:: Stored data ::
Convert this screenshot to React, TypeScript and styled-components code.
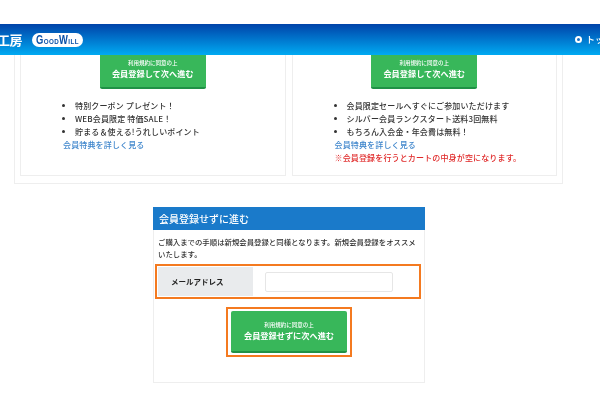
import styled, { createGlobalStyle } from 'styled-components';

const GlobalStyle = createGlobalStyle`
  html, body {
    margin: 0;
    padding: 0;
    background: #fff;
  }
  body {
    font-family: "Noto Sans CJK JP", "Liberation Sans", sans-serif;
    color: #333;
  }
`;

const plans = [
  {
    items: ['特別クーポン プレゼント！', 'WEB会員限定 特価SALE！', '貯まる＆使える!うれしいポイント'],
    indent: 42,
    note: '',
  },
  {
    items: ['会員限定セールへすぐにご参加いただけます', 'シルバー会員ランクスタート送料3回無料', 'もちろん入会金・年会費は無料！'],
    indent: 42,
    note: '※会員登録を行うとカートの中身が空になります。',
  },
];

export default function App() {
  return (
    <Page>
      <GlobalStyle />
      <Header>
        <Brand>
          <BrandName>工房</BrandName>
          <Logo>
            <LogoText>GoodWill</LogoText>
          </Logo>
        </Brand>
        <TopLink>
          <TopDot />
          <TopLabel>トップ</TopLabel>
        </TopLink>
      </Header>

      <PlanBox>
        {plans.map((plan) => (
          <PlanCard key={plan.items[0]}>
            <GreenButton $flatTop>
              <ButtonSmall>利用規約に同意の上</ButtonSmall>
              <ButtonMain>会員登録して次へ進む</ButtonMain>
            </GreenButton>
            <PlanBody $indent={plan.indent}>
              <Perks>
                {plan.items.map((item) => (
                  <li key={item}>{item}</li>
                ))}
              </Perks>
              <DetailLink>会員特典を詳しく見る</DetailLink>
              {plan.note && <Note>{plan.note}</Note>}
            </PlanBody>
          </PlanCard>
        ))}
      </PlanBox>

      <GuestCard>
        <GuestTitle>会員登録せずに進む</GuestTitle>
        <GuestText>ご購入までの手順は新規会員登録と同様となります。新規会員登録をオススメいたします。</GuestText>
        <EmailRow>
          <EmailLabel>メールアドレス</EmailLabel>
          <EmailCell>
            <EmailInput />
          </EmailCell>
        </EmailRow>
        <ButtonFrame>
          <GreenButton>
            <ButtonSmall>利用規約に同意の上</ButtonSmall>
            <ButtonMain>会員登録せずに次へ進む</ButtonMain>
          </GreenButton>
        </ButtonFrame>
      </GuestCard>
    </Page>
  );
}

const Page = styled.div`
  width: 600px;
  height: 400px;
  padding-top: 24px;
  box-sizing: border-box;
  overflow: hidden;
  filter: blur(0.35px);
`;

const Header = styled.header`
  display: flex;
  justify-content: space-between;
  align-items: center;
  height: 31px;
  background: linear-gradient(#0043a9, #00aaf2);
`;

const Brand = styled.div`
  display: flex;
  align-items: center;
  gap: 10px;
  margin-left: -3px;
`;

const BrandName = styled.span`
  color: #fff;
  font-size: 13px;
  font-weight: 700;
  letter-spacing: -0.5px;
`;

const Logo = styled.div`
  display: flex;
  justify-content: center;
  align-items: center;
  width: 51px;
  height: 14px;
  border-radius: 7px;
  background: #fff;
`;

const LogoText = styled.span`
  color: #0a50a8;
  font-family: "Liberation Sans", sans-serif;
  font-size: 12px;
  font-weight: 700;
  font-variant: small-caps;
  letter-spacing: 0.5px;
  transform: scaleX(0.78);
`;

const TopLink = styled.div`
  display: flex;
  align-items: center;
  gap: 4px;
  margin-right: -13px;
  color: #fff;
`;

const TopDot = styled.span`
  width: 3px;
  height: 3px;
  border: 2px solid #fff;
  border-radius: 50%;
  background: #1a6fc4;
`;

const TopLabel = styled.span`
  font-size: 9px;
  font-weight: 500;
`;

const PlanBox = styled.section`
  display: flex;
  gap: 6px;
  width: 549px;
  height: 129px;
  margin-left: 14px;
  padding: 0 5px 7px;
  box-sizing: border-box;
  border: 1px solid #eeeeee;
  border-top: 0;
`;

const PlanCard = styled.article`
  display: flex;
  flex-direction: column;
  flex: 1;
  border: 1px solid #eeeeee;
  border-top: 0;
`;

const GreenButton = styled.div<{ $flatTop?: boolean }>`
  display: flex;
  flex-direction: column;
  justify-content: center;
  align-items: center;
  align-self: center;
  width: ${(p) => (p.$flatTop ? '106px' : '116px')};
  height: ${(p) => (p.$flatTop ? '34px' : '42px')};
  padding-bottom: ${(p) => (p.$flatTop ? '3px' : '0')};
  box-sizing: border-box;
  border-bottom: 2px solid #1f9146;
  border-radius: ${(p) => (p.$flatTop ? '0 0 2px 2px' : '2px')};
  background: #38b75a;
  color: #fff;
`;

const ButtonSmall = styled.span`
  font-size: 5.5px;
  line-height: 8px;
  font-weight: 500;
`;

const ButtonMain = styled.span`
  font-size: 8.2px;
  line-height: 13px;
  font-weight: 700;
`;

const PlanBody = styled.div<{ $indent: number }>`
  margin-top: 10px;
  padding-left: ${(p) => p.$indent}px;
  font-size: 8px;
  line-height: 13px;
  font-weight: 500;
  letter-spacing: 0.15px;
`;

const Perks = styled.ul`
  margin: 0;
  padding: 0 0 0 12px;
`;

const DetailLink = styled.div`
  color: #3f86cc;
`;

const Note = styled.div`
  color: #e02a2a;
`;

const GuestCard = styled.section`
  display: flex;
  flex-direction: column;
  width: 272px;
  height: 176px;
  margin: 23px 0 0 153px;
  box-sizing: border-box;
  border: 1px solid #eeeeee;
  border-top: 0;
`;

const GuestTitle = styled.h2`
  height: 23px;
  margin: 0 -1px;
  padding-left: 6px;
  background: #1a7aca;
  color: #fff;
  font-size: 10px;
  font-weight: 500;
  line-height: 23px;
`;

const GuestText = styled.p`
  margin: 6px 0 0;
  padding: 0 4px;
  font-size: 7.4px;
  line-height: 12px;
  font-weight: 500;
`;

const EmailRow = styled.div`
  display: flex;
  width: 266px;
  height: 35px;
  margin: 4px 0 0 1px;
  box-sizing: border-box;
  border: 2px solid #f47a20;
  padding: 1px;
`;

const EmailLabel = styled.div`
  display: flex;
  align-items: center;
  width: 95px;
  padding-left: 13px;
  box-sizing: border-box;
  background: #e9ebed;
  color: #222;
  font-size: 7.5px;
  font-weight: 700;
`;

const EmailCell = styled.div`
  display: flex;
  align-items: center;
  flex: 1;
  padding-left: 12px;
`;

const EmailInput = styled.div`
  width: 128px;
  height: 20px;
  box-sizing: border-box;
  border: 1px solid #e6e6e6;
  border-radius: 2px;
  background: #fff;
`;

const ButtonFrame = styled.div`
  display: flex;
  justify-content: center;
  align-items: center;
  align-self: center;
  width: 126px;
  height: 50px;
  margin: 8px 0 0;
  box-sizing: border-box;
  border: 2px solid #f47a20;
`;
:::
## Task brief:
Omit any images, then output the listing exactly.

## Answer:
Convert this screenshot to React, TypeScript and styled-components code.
import styled, { createGlobalStyle } from 'styled-components';

const GlobalStyle = createGlobalStyle`
  html, body {
    margin: 0;
    padding: 0;
    background: #fff;
  }
  body {
    font-family: "Noto Sans CJK JP", "Liberation Sans", sans-serif;
    color: #333;
  }
`;

const plans = [
  {
    items: ['特別クーポン プレゼント！', 'WEB会員限定 特価SALE！', '貯まる＆使える!うれしいポイント'],
    indent: 42,
    note: '',
  },
  {
    items: ['会員限定セールへすぐにご参加いただけます', 'シルバー会員ランクスタート送料3回無料', 'もちろん入会金・年会費は無料！'],
    indent: 42,
    note: '※会員登録を行うとカートの中身が空になります。',
  },
];

export default function App() {
  return (
    <Page>
      <GlobalStyle />
      <Header>
        <Brand>
          <BrandName>工房</BrandName>
          <Logo>
            <LogoText>GoodWill</LogoText>
          </Logo>
        </Brand>
        <TopLink>
          <TopDot />
          <TopLabel>トップ</TopLabel>
        </TopLink>
      </Header>

      <PlanBox>
        {plans.map((plan) => (
          <PlanCard key={plan.items[0]}>
            <GreenButton $flatTop>
              <ButtonSmall>利用規約に同意の上</ButtonSmall>
              <ButtonMain>会員登録して次へ進む</ButtonMain>
            </GreenButton>
            <PlanBody $indent={plan.indent}>
              <Perks>
                {plan.items.map((item) => (
                  <li key={item}>{item}</li>
                ))}
              </Perks>
              <DetailLink>会員特典を詳しく見る</DetailLink>
              {plan.note && <Note>{plan.note}</Note>}
            </PlanBody>
          </PlanCard>
        ))}
      </PlanBox>

      <GuestCard>
        <GuestTitle>会員登録せずに進む</GuestTitle>
        <GuestText>ご購入までの手順は新規会員登録と同様となります。新規会員登録をオススメいたします。</GuestText>
        <EmailRow>
          <EmailLabel>メールアドレス</EmailLabel>
          <EmailCell>
            <EmailInput />
          </EmailCell>
        </EmailRow>
        <ButtonFrame>
          <GreenButton>
            <ButtonSmall>利用規約に同意の上</ButtonSmall>
            <ButtonMain>会員登録せずに次へ進む</ButtonMain>
          </GreenButton>
        </ButtonFrame>
      </GuestCard>
    </Page>
  );
}

const Page = styled.div`
  width: 600px;
  height: 400px;
  padding-top: 24px;
  box-sizing: border-box;
  overflow: hidden;
  filter: blur(0.35px);
`;

const Header = styled.header`
  display: flex;
  justify-content: space-between;
  align-items: center;
  height: 31px;
  background: linear-gradient(#0043a9, #00aaf2);
`;

const Brand = styled.div`
  display: flex;
  align-items: center;
  gap: 10px;
  margin-left: -3px;
`;

const BrandName = styled.span`
  color: #fff;
  font-size: 13px;
  font-weight: 700;
  letter-spacing: -0.5px;
`;

const Logo = styled.div`
  display: flex;
  justify-content: center;
  align-items: center;
  width: 51px;
  height: 14px;
  border-radius: 7px;
  background: #fff;
`;

const LogoText = styled.span`
  color: #0a50a8;
  font-family: "Liberation Sans", sans-serif;
  font-size: 12px;
  font-weight: 700;
  font-variant: small-caps;
  letter-spacing: 0.5px;
  transform: scaleX(0.78);
`;

const TopLink = styled.div`
  display: flex;
  align-items: center;
  gap: 4px;
  margin-right: -13px;
  color: #fff;
`;

const TopDot = styled.span`
  width: 3px;
  height: 3px;
  border: 2px solid #fff;
  border-radius: 50%;
  background: #1a6fc4;
`;

const TopLabel = styled.span`
  font-size: 9px;
  font-weight: 500;
`;

const PlanBox = styled.section`
  display: flex;
  gap: 6px;
  width: 549px;
  height: 129px;
  margin-left: 14px;
  padding: 0 5px 7px;
  box-sizing: border-box;
  border: 1px solid #eeeeee;
  border-top: 0;
`;

const PlanCard = styled.article`
  display: flex;
  flex-direction: column;
  flex: 1;
  border: 1px solid #eeeeee;
  border-top: 0;
`;

const GreenButton = styled.div<{ $flatTop?: boolean }>`
  display: flex;
  flex-direction: column;
  justify-content: center;
  align-items: center;
  align-self: center;
  width: ${(p) => (p.$flatTop ? '106px' : '116px')};
  height: ${(p) => (p.$flatTop ? '34px' : '42px')};
  padding-bottom: ${(p) => (p.$flatTop ? '3px' : '0')};
  box-sizing: border-box;
  border-bottom: 2px solid #1f9146;
  border-radius: ${(p) => (p.$flatTop ? '0 0 2px 2px' : '2px')};
  background: #38b75a;
  color: #fff;
`;

const ButtonSmall = styled.span`
  font-size: 5.5px;
  line-height: 8px;
  font-weight: 500;
`;

const ButtonMain = styled.span`
  font-size: 8.2px;
  line-height: 13px;
  font-weight: 700;
`;

const PlanBody = styled.div<{ $indent: number }>`
  margin-top: 10px;
  padding-left: ${(p) => p.$indent}px;
  font-size: 8px;
  line-height: 13px;
  font-weight: 500;
  letter-spacing: 0.15px;
`;

const Perks = styled.ul`
  margin: 0;
  padding: 0 0 0 12px;
`;

const DetailLink = styled.div`
  color: #3f86cc;
`;

const Note = styled.div`
  color: #e02a2a;
`;

const GuestCard = styled.section`
  display: flex;
  flex-direction: column;
  width: 272px;
  height: 176px;
  margin: 23px 0 0 153px;
  box-sizing: border-box;
  border: 1px solid #eeeeee;
  border-top: 0;
`;

const GuestTitle = styled.h2`
  height: 23px;
  margin: 0 -1px;
  padding-left: 6px;
  background: #1a7aca;
  color: #fff;
  font-size: 10px;
  font-weight: 500;
  line-height: 23px;
`;

const GuestText = styled.p`
  margin: 6px 0 0;
  padding: 0 4px;
  font-size: 7.4px;
  line-height: 12px;
  font-weight: 500;
`;

const EmailRow = styled.div`
  display: flex;
  width: 266px;
  height: 35px;
  margin: 4px 0 0 1px;
  box-sizing: border-box;
  border: 2px solid #f47a20;
  padding: 1px;
`;

const EmailLabel = styled.div`
  display: flex;
  align-items: center;
  width: 95px;
  padding-left: 13px;
  box-sizing: border-box;
  background: #e9ebed;
  color: #222;
  font-size: 7.5px;
  font-weight: 700;
`;

const EmailCell = styled.div`
  display: flex;
  align-items: center;
  flex: 1;
  padding-left: 12px;
`;

const EmailInput = styled.div`
  width: 128px;
  height: 20px;
  box-sizing: border-box;
  border: 1px solid #e6e6e6;
  border-radius: 2px;
  background: #fff;
`;

const ButtonFrame = styled.div`
  display: flex;
  justify-content: center;
  align-items: center;
  align-self: center;
  width: 126px;
  height: 50px;
  margin: 8px 0 0;
  box-sizing: border-box;
  border: 2px solid #f47a20;
`;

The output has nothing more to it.